Susan Bari Price is a realist artist concerned with conveying the human spirit. Her classical vocabulary and harmonious palette combine to create quietly powerful paintings.
Price began her formal studies in art at the age of eighteen in the painting program at Kansas State University, and later at the University of Oregon where she received her degree. In pursuit of the mastery of her craft, she completed the Aristides Classical Atelier at Gage Academy of Art in Seattle. There she studied with Juliette Aristides as well as Tony Ryder and Michael Grimaldi.
Price has worked as a graphic designer and instructor throughout her developing career as an artist. Price applies her acute sense of design and composition in the thoughtful creation of her paintings; and her instructional design experience to her passion for teaching.
Price has shown in numerous group shows and is represented by Atlanta Art Gallery.

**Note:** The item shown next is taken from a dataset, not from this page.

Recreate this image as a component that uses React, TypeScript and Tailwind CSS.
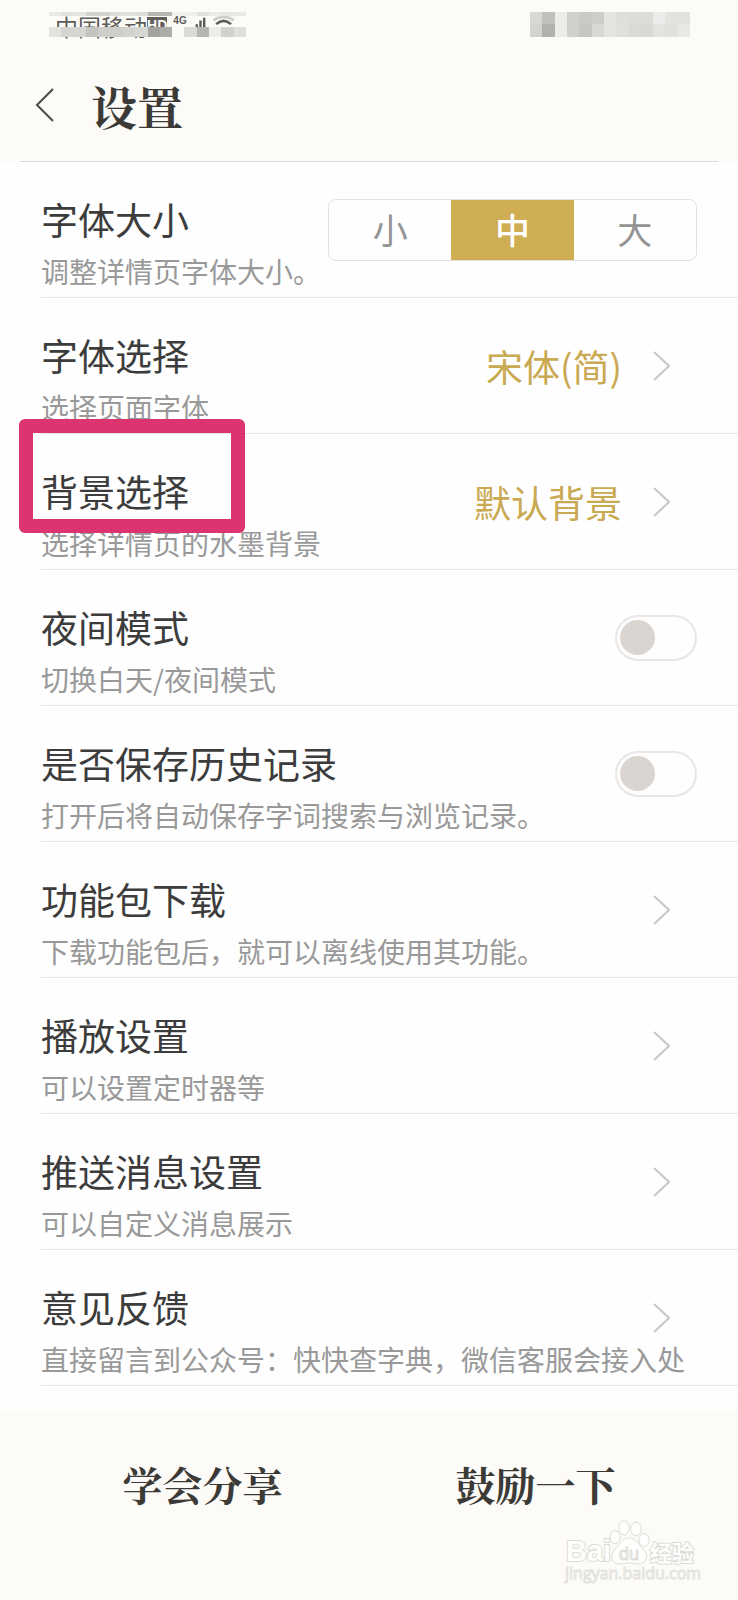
import React from 'react';

type Row = {
  title: string;
  desc: string;
  value?: string;
  kind: 'size' | 'link' | 'switch';
  highlighted?: boolean;
};

const rows: Row[] = [
  { title: '字体大小', desc: '调整详情页字体大小。', kind: 'size' },
  { title: '字体选择', desc: '选择页面字体', value: '宋体(简)', kind: 'link' },
  { title: '背景选择', desc: '选择详情页的水墨背景', value: '默认背景', kind: 'link', highlighted: true },
  { title: '夜间模式', desc: '切换白天/夜间模式', kind: 'switch' },
  { title: '是否保存历史记录', desc: '打开后将自动保存字词搜索与浏览记录。', kind: 'switch' },
  { title: '功能包下载', desc: '下载功能包后，就可以离线使用其功能。', kind: 'link' },
  { title: '播放设置', desc: '可以设置定时器等', kind: 'link' },
  { title: '推送消息设置', desc: '可以自定义消息展示', kind: 'link' },
  { title: '意见反馈', desc: '直接留言到公众号：快快查字典，微信客服会接入处', kind: 'link' },
];

const carrierTop = ['#e9e9e5', '#e0e0dc', '#e4e4e0', '#d2d2ce', '#d2d2ce', '#dededa', '#e0e0dc', '#dcdcd8', '#b4b4b0', '#b4b4b0', '#f2f2ee', '#efefeb', '#e2e2de', '#ebebe7', '#e6e6e2', '#e9e9e5'];
const carrierBottom = ['#e2e2de', '#d5d5d1', '#d5d5d1', '#c3c3bf', '#cdcdc9', '#cdcdc9', '#d2d2ce', '#d6d6d2', '#a3a39f', '#ababa7', '#fbfaf6', '#d9d9d5', '#b5b5b1', '#ecece8', '#d1d1cd', '#dfdfdb'];
const statusTop = ['#d8d8d5', '#c0c0bd', '#ececea', '#d0d0cd', '#cacac7', '#cdcdca', '#e4e4e1', '#dededb', '#dcdcd9', '#dcdcd9', '#ececea', '#e2e2df', '#e2e2df'];
const statusBottom = ['#d3d3d0', '#b1b1ae', '#ececea', '#d0d0cd', '#c5c5c2', '#d8d8d5', '#e4e4e1', '#dfdfdc', '#d9d9d6', '#d8d8d5', '#e3e3e0', '#e0e0dd', '#e8e8e5'];

function Blocks({ colors, className }: { colors: string[]; className: string }) {
  return (
    <div className={`relative z-10 flex ${className}`}>
      {colors.map((color, i) => (
        <span key={i} className="flex-1" style={{ backgroundColor: color }} />
      ))}
    </div>
  );
}

function StatusBar() {
  return (
    <div className="flex justify-between pl-[49px] pr-12 pt-3">
      <div className="w-[197px]">
        <Blocks colors={carrierTop} className="h-1" />
        <div className="flex h-[11px] items-start pl-1.5 text-[#5d5c58]">
          <span className="-mt-1 w-[93px] whitespace-nowrap text-[23px] leading-7">中国移动</span>
          <span className="mt-px h-5 w-[22px] bg-[#5f5e5a] text-center font-['Liberation_Sans'] text-sm font-bold leading-4 text-[#fbfaf6]">
            HD
          </span>
          <span className="ml-1.5 mt-px w-4 font-['Liberation_Sans'] text-[10px] font-bold leading-2">4G</span>
          <svg className="ml-1.5 h-5 w-14" viewBox="0 0 56 20" fill="none" stroke="currentColor">
            <path d="M3 8v10M7 4v14M11 1v17" strokeWidth="2.6" />
            <path d="M21 4q11-8 22 0" stroke="#cfcfcb" strokeWidth="3" />
            <path d="M24 8q8-7 16 0" strokeWidth="2.8" />
          </svg>
        </div>
        <Blocks colors={carrierBottom} className="h-2.5" />
      </div>
      <div className="w-40">
        <Blocks colors={statusTop} className="h-3" />
        <Blocks colors={statusBottom} className="h-[13px]" />
      </div>
    </div>
  );
}

function Chevron() {
  return (
    <svg className="h-8 w-5" viewBox="0 0 20 32" fill="none" stroke="#c6c6c6" strokeWidth="2">
      <path d="M2 2l15 14-15 14" />
    </svg>
  );
}

function SizePicker() {
  const [size, setSize] = React.useState('中');

  return (
    <div className="flex h-[62px] w-[369px] overflow-hidden rounded-lg border border-[#e2e2e2]" role="group" aria-label="字体大小">
      {['小', '中', '大'].map((s) => (
        <button
          key={s}
          onClick={() => setSize(s)}
          aria-pressed={size === s}
          className={`-my-px flex-1 text-[35px] ${size === s ? 'bg-[#cfae53] font-medium text-white' : 'text-[#949494]'}`}
        >
          {s}
        </button>
      ))}
    </div>
  );
}

function SettingRow({ row, id }: { row: Row; id: string }) {
  const text = (
    <span className="col-start-1 row-start-1 block pb-1.5 pt-[33px]">
      <span className="block text-[37px] leading-12 text-[#3c3c3c]">{row.title}</span>
      <span className="mt-2 block whitespace-nowrap text-[28px] leading-10 text-[#999]">{row.desc}</span>
    </span>
  );
  const side = 'col-start-1 row-start-1 flex items-center self-center justify-self-end';

  return (
    <li className="relative ml-[41px] border-b border-[#e5e5e5]">
      {row.kind === 'link' && (
        <button className="grid w-full pr-[41px] text-left">
          {text}
          <span className={`${side} gap-[30px] pr-[25px]`}>
            {row.value && <span className="text-[37px] leading-12 text-[#c9a951]">{row.value}</span>}
            <Chevron />
          </span>
        </button>
      )}
      {row.kind === 'switch' && (
        <label htmlFor={id} className="grid w-full pr-[41px]">
          {text}
          <span className={side}>
            <input
              id={id}
              type="checkbox"
              role="switch"
              className="flex h-[46px] w-[82px] appearance-none items-center rounded-full border-2 border-[#e9e7e6] px-[3px] before:size-[35px] before:rounded-full before:bg-[#dad5d1] checked:justify-end checked:before:bg-[#cfae53]"
            />
          </span>
        </label>
      )}
      {row.kind === 'size' && (
        <div className="grid w-full pr-[41px]">
          {text}
          <div className={side}>
            <SizePicker />
          </div>
        </div>
      )}
      {row.highlighted && (
        <span className="pointer-events-none absolute -left-[22px] -top-[15px] z-10 h-[114px] w-[226px] rounded-md border-14 border-[#db3471]" />
      )}
    </li>
  );
}

function Watermark() {
  return (
    <svg
      className="pointer-events-none absolute bottom-4 right-9 h-[68px] w-[138px]"
      viewBox="0 0 138 68"
      fill="#fefefd"
      stroke="#dcdbd8"
      strokeWidth="1"
    >
      <g fontFamily="Liberation Sans, Noto Sans CJK SC, sans-serif" fontWeight="bold" paintOrder="stroke" strokeWidth="2">
        <text x="2" y="45" fontSize="29">Bai</text>
        <text x="86" y="45" fontSize="22">经验</text>
      </g>
      <ellipse cx="51" cy="21" rx="5" ry="6.5" />
      <ellipse cx="60" cy="12" rx="5.2" ry="7" />
      <ellipse cx="72" cy="13" rx="5.2" ry="7" />
      <ellipse cx="80" cy="24" rx="5.2" ry="6.5" />
      <path d="M65 22c7 0 10 7 14 11 7 7 3 15-5 15-4 0-6-1-9-1s-5 1-9 1c-9 0-11-8-5-15 4-4 7-11 14-11z" />
      <text x="55" y="44" fontSize="18" fontFamily="Liberation Sans, sans-serif">du</text>
      <text x="1" y="63" fontSize="16" fontFamily="Open Sans, sans-serif" stroke="#e3e2df">jingyan.baidu.com</text>
    </svg>
  );
}

export default function App() {
  return (
    <div className="relative flex min-h-screen flex-col overflow-hidden bg-[#fefefe] font-['Noto_Sans_CJK_SC',sans-serif]">
      <header className="bg-[#fcfbf7]">
        <StatusBar />
        <div className="flex h-[124px] items-center pl-[35px] pt-3">
          <button aria-label="返回">
            <svg className="h-9 w-5" viewBox="0 0 20 36" fill="none" stroke="#4b4a46" strokeWidth="2">
              <path d="M18 2L2 18l16 16" />
            </svg>
          </button>
          <h1 className="ml-9 font-['Noto_Serif_CJK_SC',serif] text-[46px] font-bold leading-14 text-[#3b3a36]">设置</h1>
        </div>
        <div className="mx-5 h-px bg-[#d9dad3]" />
      </header>

      <ul>
        {rows.map((row, i) => (
          <SettingRow key={row.title} row={row} id={`setting-${i}`} />
        ))}
      </ul>

      <footer className="mt-6 grid flex-1 grid-cols-2 items-start bg-[#fcfbf7] px-9 pt-[50px] font-['Noto_Serif_CJK_SC',serif] text-[40px] font-bold leading-12 text-[#3b3a36]">
        <button>学会分享</button>
        <button>鼓励一下</button>
      </footer>
      <Watermark />
    </div>
  );
}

For additional information about Susan Bari-Price and her art, please visit her web site: www.susanbariprice.com
So much of what makes a great work of art is expressed through intuition and the subconscious that it would seem that training would not be necessary. Not so. Expressive works that radiate emotion and ideas are born from years of practice and hard work. Think of the amount of time the concert pianist must spend playing scales and simple melodies before progressing to complex concertos. In the same way, the student of art practices the scales of their language before they are capable of visual communication. Once these skills become second nature the voice within has the necessary vocabulary for true creative freedom.
It is an honor to be an art instructor and I take the responsibility of the direction of my students very seriously. My students are presented with clear, thoughtfully organized instruction through examples, handouts, demonstrations and group discussion. Students are provided with ample class time to practice their skills supported by individual critiques. I encourage my students to do their best given their current skill level, and to embrace their work as an opportunity for growth. Each act of trying brings new found insight and ability.

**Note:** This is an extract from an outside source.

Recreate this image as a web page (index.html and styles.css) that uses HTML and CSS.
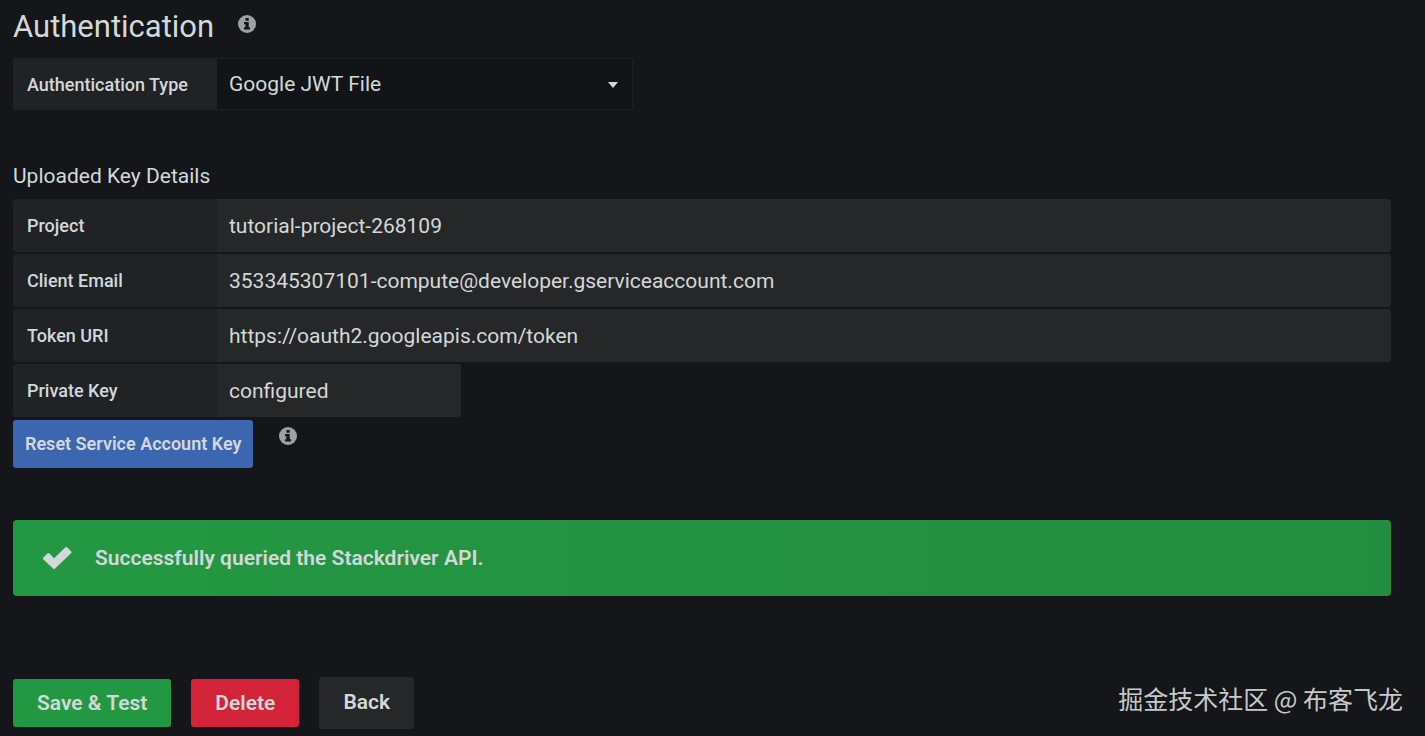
FILE: index.html
```html
<!DOCTYPE html>
<html lang="en">

<head>
  <meta charset="utf-8">
  <title>Stackdriver: Settings</title>
  <link rel="stylesheet" href="styles.css">
</head>

<body>
  <form class="page">
    <div class="heading">
      <h1>Authentication</h1>
      <svg class="info-icon" viewBox="0 0 18 18" aria-hidden="true">
        <circle cx="9" cy="9" r="9" />
        <path d="M7.5 3h3.2v2.7H7.5zM6 7h4.7v5.2H12v2.3H6v-2.3h1.4V9.2H6z" />
      </svg>
    </div>

    <div class="row auth-row">
      <label class="row-label" for="authType">Authentication Type</label>
      <div class="select-wrapper">
        <select id="authType">
          <option>Google JWT File</option>
          <option>GCE Default Service Account</option>
        </select>
      </div>
    </div>

    <h2>Uploaded Key Details</h2>

    <div class="key-details">
      <div class="row">
        <label class="row-label" for="project">Project</label>
        <input type="text" id="project" value="tutorial-project-268109" readonly>
      </div>
      <div class="row">
        <label class="row-label" for="clientEmail">Client Email</label>
        <input type="text" id="clientEmail" value="353345307101-compute@developer.gserviceaccount.com" readonly>
      </div>
      <div class="row">
        <label class="row-label" for="tokenUri">Token URI</label>
        <input type="text" id="tokenUri" value="https://oauth2.googleapis.com/token" readonly>
      </div>
      <div class="row row-short">
        <label class="row-label" for="privateKey">Private Key</label>
        <input type="text" id="privateKey" value="configured" readonly>
      </div>
    </div>

    <div class="reset">
      <button type="button" class="btn btn-small btn-blue">Reset Service Account Key</button>
      <svg class="info-icon" viewBox="0 0 18 18" aria-hidden="true">
        <circle cx="9" cy="9" r="9" />
        <path d="M7.5 3h3.2v2.7H7.5zM6 7h4.7v5.2H12v2.3H6v-2.3h1.4V9.2H6z" />
      </svg>
    </div>

    <div class="alert" role="status">
      <svg class="check-icon" viewBox="0 0 28 22" aria-hidden="true">
        <path d="M1.5 11.5l3.8-3.8 5.8 5.6L23.2 1.5l3.8 3.7L11.1 20.5z" />
      </svg>
      <span>Successfully queried the Stackdriver API.</span>
    </div>

    <div class="buttons">
      <button type="submit" class="btn btn-green">Save &amp; Test</button>
      <button type="button" class="btn btn-red">Delete</button>
      <a href="#" class="btn btn-dark">Back</a>
    </div>
  </form>

  <div class="watermark">掘金技术社区 @ 布客飞龙</div>
</body>

</html>
```

FILE: styles.css
```css
* {
  box-sizing: border-box;
}

body {
  margin: 0;
  background-color: #141619;
  color: #d3d8d8;
  font-family: Roboto, sans-serif;
  font-size: 21px;
}

.page {
  padding: 8px 34px 8px 13px;
}

/* Headings */
.heading {
  display: flex;
  gap: 24px;
  height: 50px;
}

h1 {
  margin: 0;
  font-size: 31px;
  font-weight: 400;
  line-height: 38px;
}

h2 {
  margin: 52px 0 9px;
  font-size: 21px;
  font-weight: 400;
  line-height: 28px;
}

.info-icon {
  width: 18px;
  height: 18px;
  margin-top: 7px;
}

.info-icon circle {
  fill: #9da1a2;
}

.info-icon path {
  fill: #141619;
}

/* Form rows */
.row {
  display: flex;
  height: 53px;
}

.auth-row {
  width: 620px;
  height: 52px;
}

.row-short {
  width: 448px;
}

.row-label {
  flex: 0 0 204px;
  padding: 0 14px;
  background-color: #202326;
  border-radius: 3px 0 0 3px;
  font-size: 18px;
  font-weight: 500;
  line-height: 53px;
}

.row input,
.row select {
  width: 100%;
  min-width: 0;
  height: 100%;
  padding: 0 12px;
  border: 0;
  border-radius: 0 3px 3px 0;
  background-color: #252729;
  color: inherit;
  font: inherit;
  outline: none;
}

.select-wrapper {
  position: relative;
  flex: 1;
}

.row select {
  appearance: none;
  border: 1px solid #1e2023;
  border-left: 0;
  background-color: #121517;
}

.select-wrapper::after {
  content: '';
  position: absolute;
  top: 24px;
  right: 15px;
  border: 5px solid transparent;
  border-top: 6px solid #d3d8d8;
  border-bottom: 0;
  pointer-events: none;
}

.key-details {
  display: flex;
  flex-direction: column;
  gap: 2px;
}

.reset {
  display: flex;
  gap: 26px;
  margin-top: 3px;
}

/* Alert */
.alert {
  display: flex;
  align-items: center;
  gap: 24px;
  height: 76px;
  margin-top: 52px;
  padding: 0 30px;
  border-radius: 4px;
  background: linear-gradient(90deg, #239843, #238d3f);
  font-weight: 600;
}

.check-icon {
  width: 28px;
  height: 22px;
  fill: #d3d8d8;
  stroke: #d3d8d8;
  stroke-width: 3;
  stroke-linejoin: round;
  overflow: visible;
}

/* Buttons */
.buttons {
  display: flex;
  align-items: center;
  gap: 20px;
  margin-top: 81px;
}

.btn {
  height: 48px;
  padding: 0 24px;
  border: 0;
  border-radius: 3px;
  color: #d3d8d8;
  font-family: inherit;
  font-size: 21px;
  font-weight: 600;
  line-height: 46px;
  text-decoration: none;
  cursor: pointer;
}

.btn-small {
  padding: 0 12px;
  font-size: 18px;
}

.btn-blue {
  background-color: #3c66af;
}

.btn-green {
  background-color: #239843;
}

.btn-red {
  background-color: #d22338;
}

.btn-dark {
  height: 52px;
  background-color: #252729;
  line-height: 50px;
}

.watermark {
  position: absolute;
  right: 22px;
  bottom: 20px;
  color: #c8c9ca;
  font-family: "Noto Sans CJK SC", sans-serif;
  font-size: 25px;
  line-height: 36px;
}
```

I emphasize self-correction—the ability to learn how to learn. Students are shown the importance of drawing upon their own source of motivation to inspire themselves to higher levels of achievement. I focus on individual skill development, and alongside skills, beauty, truth and excellence. I teach using the proven methods from the 19th century ateliers—structured progress and processes for both drawing and painting.
Drawing and painting involves two modes of working: our intuitive sense and analytic thought. When we are learning, problems occur when we try to use both at the same time. Our analytic mode blocks the loose attitude required for intuition, and intuition softens the faculties needed for learning precision and accuracy. Therefore I divide class projects into expressive lessons (intuition), and skill-building lessons (analysis). Over time, students learn to use these modes alternatively in the course of an artwork and at appropriate times during the process.